Written exercise →
Retype the whole listing verbatim and keep the pictures out of it.

Source excerpt →
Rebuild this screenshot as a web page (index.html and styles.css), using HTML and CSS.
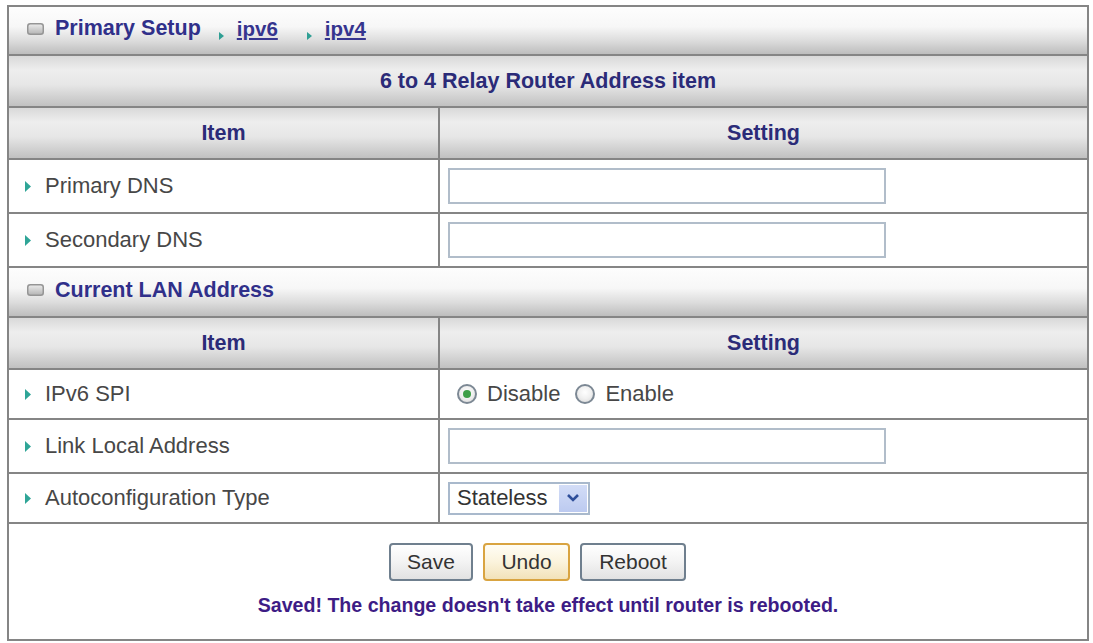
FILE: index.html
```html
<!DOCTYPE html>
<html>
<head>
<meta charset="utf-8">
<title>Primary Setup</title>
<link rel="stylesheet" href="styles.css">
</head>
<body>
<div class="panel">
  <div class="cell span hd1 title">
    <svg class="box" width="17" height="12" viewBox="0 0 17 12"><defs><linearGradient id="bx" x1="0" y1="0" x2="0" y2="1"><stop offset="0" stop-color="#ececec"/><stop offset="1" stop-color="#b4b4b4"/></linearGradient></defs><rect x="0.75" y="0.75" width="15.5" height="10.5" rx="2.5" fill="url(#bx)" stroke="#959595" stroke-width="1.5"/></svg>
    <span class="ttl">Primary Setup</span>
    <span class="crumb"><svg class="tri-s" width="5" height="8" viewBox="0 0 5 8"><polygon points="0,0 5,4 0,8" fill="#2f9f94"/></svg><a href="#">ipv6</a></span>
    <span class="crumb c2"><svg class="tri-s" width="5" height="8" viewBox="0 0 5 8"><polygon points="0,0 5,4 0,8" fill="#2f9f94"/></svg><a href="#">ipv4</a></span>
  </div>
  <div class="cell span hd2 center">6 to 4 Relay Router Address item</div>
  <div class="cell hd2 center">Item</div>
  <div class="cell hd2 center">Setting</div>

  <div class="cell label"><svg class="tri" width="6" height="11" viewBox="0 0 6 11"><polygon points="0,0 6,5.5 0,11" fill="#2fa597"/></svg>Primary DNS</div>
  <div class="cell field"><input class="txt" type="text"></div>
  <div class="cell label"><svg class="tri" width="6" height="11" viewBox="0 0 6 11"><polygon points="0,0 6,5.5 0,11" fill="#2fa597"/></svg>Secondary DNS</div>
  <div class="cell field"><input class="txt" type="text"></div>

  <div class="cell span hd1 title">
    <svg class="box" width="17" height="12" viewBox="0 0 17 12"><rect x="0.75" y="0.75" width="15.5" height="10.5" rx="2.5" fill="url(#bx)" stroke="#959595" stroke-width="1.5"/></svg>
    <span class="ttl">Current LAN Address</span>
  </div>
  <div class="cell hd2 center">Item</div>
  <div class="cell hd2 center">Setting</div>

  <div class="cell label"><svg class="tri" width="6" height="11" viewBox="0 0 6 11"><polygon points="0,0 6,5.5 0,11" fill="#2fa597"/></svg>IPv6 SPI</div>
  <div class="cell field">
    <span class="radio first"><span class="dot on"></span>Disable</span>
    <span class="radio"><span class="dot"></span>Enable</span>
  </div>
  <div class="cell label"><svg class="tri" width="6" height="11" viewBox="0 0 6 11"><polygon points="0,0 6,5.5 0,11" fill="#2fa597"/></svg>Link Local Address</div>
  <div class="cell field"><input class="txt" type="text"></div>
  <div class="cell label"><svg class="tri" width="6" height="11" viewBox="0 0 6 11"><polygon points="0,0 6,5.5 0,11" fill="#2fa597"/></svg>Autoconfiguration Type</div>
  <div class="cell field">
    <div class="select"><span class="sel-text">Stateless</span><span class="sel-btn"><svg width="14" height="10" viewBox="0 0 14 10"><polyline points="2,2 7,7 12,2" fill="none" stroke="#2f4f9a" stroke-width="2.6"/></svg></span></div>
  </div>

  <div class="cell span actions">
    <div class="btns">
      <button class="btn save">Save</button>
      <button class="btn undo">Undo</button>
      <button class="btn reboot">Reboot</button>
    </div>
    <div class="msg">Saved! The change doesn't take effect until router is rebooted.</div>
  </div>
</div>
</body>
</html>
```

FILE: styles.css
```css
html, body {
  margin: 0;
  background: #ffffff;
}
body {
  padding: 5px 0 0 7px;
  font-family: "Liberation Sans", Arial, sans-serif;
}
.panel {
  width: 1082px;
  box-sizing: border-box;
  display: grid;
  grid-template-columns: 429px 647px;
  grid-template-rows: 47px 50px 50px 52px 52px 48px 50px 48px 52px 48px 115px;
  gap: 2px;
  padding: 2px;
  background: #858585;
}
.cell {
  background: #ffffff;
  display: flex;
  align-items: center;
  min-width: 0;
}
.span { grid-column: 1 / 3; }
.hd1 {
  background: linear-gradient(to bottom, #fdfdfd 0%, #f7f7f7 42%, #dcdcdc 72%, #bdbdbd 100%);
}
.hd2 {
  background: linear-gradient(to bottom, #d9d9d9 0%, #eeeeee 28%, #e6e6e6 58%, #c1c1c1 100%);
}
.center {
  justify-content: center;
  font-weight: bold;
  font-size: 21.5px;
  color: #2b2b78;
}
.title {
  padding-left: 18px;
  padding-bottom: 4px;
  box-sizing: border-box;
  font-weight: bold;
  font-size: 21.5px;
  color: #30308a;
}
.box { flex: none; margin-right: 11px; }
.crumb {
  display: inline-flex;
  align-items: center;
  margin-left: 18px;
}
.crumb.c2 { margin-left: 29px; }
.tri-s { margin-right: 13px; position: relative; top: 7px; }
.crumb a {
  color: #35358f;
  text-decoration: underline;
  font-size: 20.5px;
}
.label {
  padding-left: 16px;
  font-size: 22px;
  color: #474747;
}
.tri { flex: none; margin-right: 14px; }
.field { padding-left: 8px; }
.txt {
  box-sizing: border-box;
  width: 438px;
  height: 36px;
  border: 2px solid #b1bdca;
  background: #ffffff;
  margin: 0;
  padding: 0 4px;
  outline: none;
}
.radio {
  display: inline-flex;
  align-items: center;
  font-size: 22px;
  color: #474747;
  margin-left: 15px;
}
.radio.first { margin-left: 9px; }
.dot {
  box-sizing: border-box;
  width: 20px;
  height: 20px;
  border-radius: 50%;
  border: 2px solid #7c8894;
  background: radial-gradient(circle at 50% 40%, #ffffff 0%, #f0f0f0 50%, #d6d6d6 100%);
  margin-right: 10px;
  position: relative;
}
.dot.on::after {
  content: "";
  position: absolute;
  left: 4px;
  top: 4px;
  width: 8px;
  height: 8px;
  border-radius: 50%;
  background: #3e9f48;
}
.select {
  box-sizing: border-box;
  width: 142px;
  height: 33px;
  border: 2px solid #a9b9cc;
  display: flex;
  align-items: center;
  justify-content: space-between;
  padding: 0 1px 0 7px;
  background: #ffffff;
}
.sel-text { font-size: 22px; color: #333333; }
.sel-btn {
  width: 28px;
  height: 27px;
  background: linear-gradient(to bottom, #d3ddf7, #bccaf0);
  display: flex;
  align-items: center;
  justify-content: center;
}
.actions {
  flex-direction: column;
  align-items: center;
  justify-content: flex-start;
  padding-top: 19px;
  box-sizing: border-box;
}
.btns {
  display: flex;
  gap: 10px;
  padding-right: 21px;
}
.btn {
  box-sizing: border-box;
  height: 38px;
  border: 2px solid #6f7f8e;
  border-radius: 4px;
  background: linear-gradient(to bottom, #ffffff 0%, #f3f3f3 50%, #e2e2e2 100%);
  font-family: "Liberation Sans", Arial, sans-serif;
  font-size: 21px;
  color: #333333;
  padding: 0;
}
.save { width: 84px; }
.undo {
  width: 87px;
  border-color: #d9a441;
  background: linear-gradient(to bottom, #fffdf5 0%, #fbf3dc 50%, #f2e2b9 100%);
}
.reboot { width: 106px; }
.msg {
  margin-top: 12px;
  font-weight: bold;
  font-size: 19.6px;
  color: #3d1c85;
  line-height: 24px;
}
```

Exercise solution →
Rebuild this screenshot as a web page (index.html and styles.css), using HTML and CSS.
FILE: index.html
```html
<!DOCTYPE html>
<html>
<head>
<meta charset="utf-8">
<title>Primary Setup</title>
<link rel="stylesheet" href="styles.css">
</head>
<body>
<div class="panel">
  <div class="cell span hd1 title">
    <svg class="box" width="17" height="12" viewBox="0 0 17 12"><defs><linearGradient id="bx" x1="0" y1="0" x2="0" y2="1"><stop offset="0" stop-color="#ececec"/><stop offset="1" stop-color="#b4b4b4"/></linearGradient></defs><rect x="0.75" y="0.75" width="15.5" height="10.5" rx="2.5" fill="url(#bx)" stroke="#959595" stroke-width="1.5"/></svg>
    <span class="ttl">Primary Setup</span>
    <span class="crumb"><svg class="tri-s" width="5" height="8" viewBox="0 0 5 8"><polygon points="0,0 5,4 0,8" fill="#2f9f94"/></svg><a href="#">ipv6</a></span>
    <span class="crumb c2"><svg class="tri-s" width="5" height="8" viewBox="0 0 5 8"><polygon points="0,0 5,4 0,8" fill="#2f9f94"/></svg><a href="#">ipv4</a></span>
  </div>
  <div class="cell span hd2 center">6 to 4 Relay Router Address item</div>
  <div class="cell hd2 center">Item</div>
  <div class="cell hd2 center">Setting</div>

  <div class="cell label"><svg class="tri" width="6" height="11" viewBox="0 0 6 11"><polygon points="0,0 6,5.5 0,11" fill="#2fa597"/></svg>Primary DNS</div>
  <div class="cell field"><input class="txt" type="text"></div>
  <div class="cell label"><svg class="tri" width="6" height="11" viewBox="0 0 6 11"><polygon points="0,0 6,5.5 0,11" fill="#2fa597"/></svg>Secondary DNS</div>
  <div class="cell field"><input class="txt" type="text"></div>

  <div class="cell span hd1 title">
    <svg class="box" width="17" height="12" viewBox="0 0 17 12"><rect x="0.75" y="0.75" width="15.5" height="10.5" rx="2.5" fill="url(#bx)" stroke="#959595" stroke-width="1.5"/></svg>
    <span class="ttl">Current LAN Address</span>
  </div>
  <div class="cell hd2 center">Item</div>
  <div class="cell hd2 center">Setting</div>

  <div class="cell label"><svg class="tri" width="6" height="11" viewBox="0 0 6 11"><polygon points="0,0 6,5.5 0,11" fill="#2fa597"/></svg>IPv6 SPI</div>
  <div class="cell field">
    <span class="radio first"><span class="dot on"></span>Disable</span>
    <span class="radio"><span class="dot"></span>Enable</span>
  </div>
  <div class="cell label"><svg class="tri" width="6" height="11" viewBox="0 0 6 11"><polygon points="0,0 6,5.5 0,11" fill="#2fa597"/></svg>Link Local Address</div>
  <div class="cell field"><input class="txt" type="text"></div>
  <div class="cell label"><svg class="tri" width="6" height="11" viewBox="0 0 6 11"><polygon points="0,0 6,5.5 0,11" fill="#2fa597"/></svg>Autoconfiguration Type</div>
  <div class="cell field">
    <div class="select"><span class="sel-text">Stateless</span><span class="sel-btn"><svg width="14" height="10" viewBox="0 0 14 10"><polyline points="2,2 7,7 12,2" fill="none" stroke="#2f4f9a" stroke-width="2.6"/></svg></span></div>
  </div>

  <div class="cell span actions">
    <div class="btns">
      <button class="btn save">Save</button>
      <button class="btn undo">Undo</button>
      <button class="btn reboot">Reboot</button>
    </div>
    <div class="msg">Saved! The change doesn't take effect until router is rebooted.</div>
  </div>
</div>
</body>
</html>
```

FILE: styles.css
```css
html, body {
  margin: 0;
  background: #ffffff;
}
body {
  padding: 5px 0 0 7px;
  font-family: "Liberation Sans", Arial, sans-serif;
}
.panel {
  width: 1082px;
  box-sizing: border-box;
  display: grid;
  grid-template-columns: 429px 647px;
  grid-template-rows: 47px 50px 50px 52px 52px 48px 50px 48px 52px 48px 115px;
  gap: 2px;
  padding: 2px;
  background: #858585;
}
.cell {
  background: #ffffff;
  display: flex;
  align-items: center;
  min-width: 0;
}
.span { grid-column: 1 / 3; }
.hd1 {
  background: linear-gradient(to bottom, #fdfdfd 0%, #f7f7f7 42%, #dcdcdc 72%, #bdbdbd 100%);
}
.hd2 {
  background: linear-gradient(to bottom, #d9d9d9 0%, #eeeeee 28%, #e6e6e6 58%, #c1c1c1 100%);
}
.center {
  justify-content: center;
  font-weight: bold;
  font-size: 21.5px;
  color: #2b2b78;
}
.title {
  padding-left: 18px;
  padding-bottom: 4px;
  box-sizing: border-box;
  font-weight: bold;
  font-size: 21.5px;
  color: #30308a;
}
.box { flex: none; margin-right: 11px; }
.crumb {
  display: inline-flex;
  align-items: center;
  margin-left: 18px;
}
.crumb.c2 { margin-left: 29px; }
.tri-s { margin-right: 13px; position: relative; top: 7px; }
.crumb a {
  color: #35358f;
  text-decoration: underline;
  font-size: 20.5px;
}
.label {
  padding-left: 16px;
  font-size: 22px;
  color: #474747;
}
.tri { flex: none; margin-right: 14px; }
.field { padding-left: 8px; }
.txt {
  box-sizing: border-box;
  width: 438px;
  height: 36px;
  border: 2px solid #b1bdca;
  background: #ffffff;
  margin: 0;
  padding: 0 4px;
  outline: none;
}
.radio {
  display: inline-flex;
  align-items: center;
  font-size: 22px;
  color: #474747;
  margin-left: 15px;
}
.radio.first { margin-left: 9px; }
.dot {
  box-sizing: border-box;
  width: 20px;
  height: 20px;
  border-radius: 50%;
  border: 2px solid #7c8894;
  background: radial-gradient(circle at 50% 40%, #ffffff 0%, #f0f0f0 50%, #d6d6d6 100%);
  margin-right: 10px;
  position: relative;
}
.dot.on::after {
  content: "";
  position: absolute;
  left: 4px;
  top: 4px;
  width: 8px;
  height: 8px;
  border-radius: 50%;
  background: #3e9f48;
}
.select {
  box-sizing: border-box;
  width: 142px;
  height: 33px;
  border: 2px solid #a9b9cc;
  display: flex;
  align-items: center;
  justify-content: space-between;
  padding: 0 1px 0 7px;
  background: #ffffff;
}
.sel-text { font-size: 22px; color: #333333; }
.sel-btn {
  width: 28px;
  height: 27px;
  background: linear-gradient(to bottom, #d3ddf7, #bccaf0);
  display: flex;
  align-items: center;
  justify-content: center;
}
.actions {
  flex-direction: column;
  align-items: center;
  justify-content: flex-start;
  padding-top: 19px;
  box-sizing: border-box;
}
.btns {
  display: flex;
  gap: 10px;
  padding-right: 21px;
}
.btn {
  box-sizing: border-box;
  height: 38px;
  border: 2px solid #6f7f8e;
  border-radius: 4px;
  background: linear-gradient(to bottom, #ffffff 0%, #f3f3f3 50%, #e2e2e2 100%);
  font-family: "Liberation Sans", Arial, sans-serif;
  font-size: 21px;
  color: #333333;
  padding: 0;
}
.save { width: 84px; }
.undo {
  width: 87px;
  border-color: #d9a441;
  background: linear-gradient(to bottom, #fffdf5 0%, #fbf3dc 50%, #f2e2b9 100%);
}
.reboot { width: 106px; }
.msg {
  margin-top: 12px;
  font-weight: bold;
  font-size: 19.6px;
  color: #3d1c85;
  line-height: 24px;
}
```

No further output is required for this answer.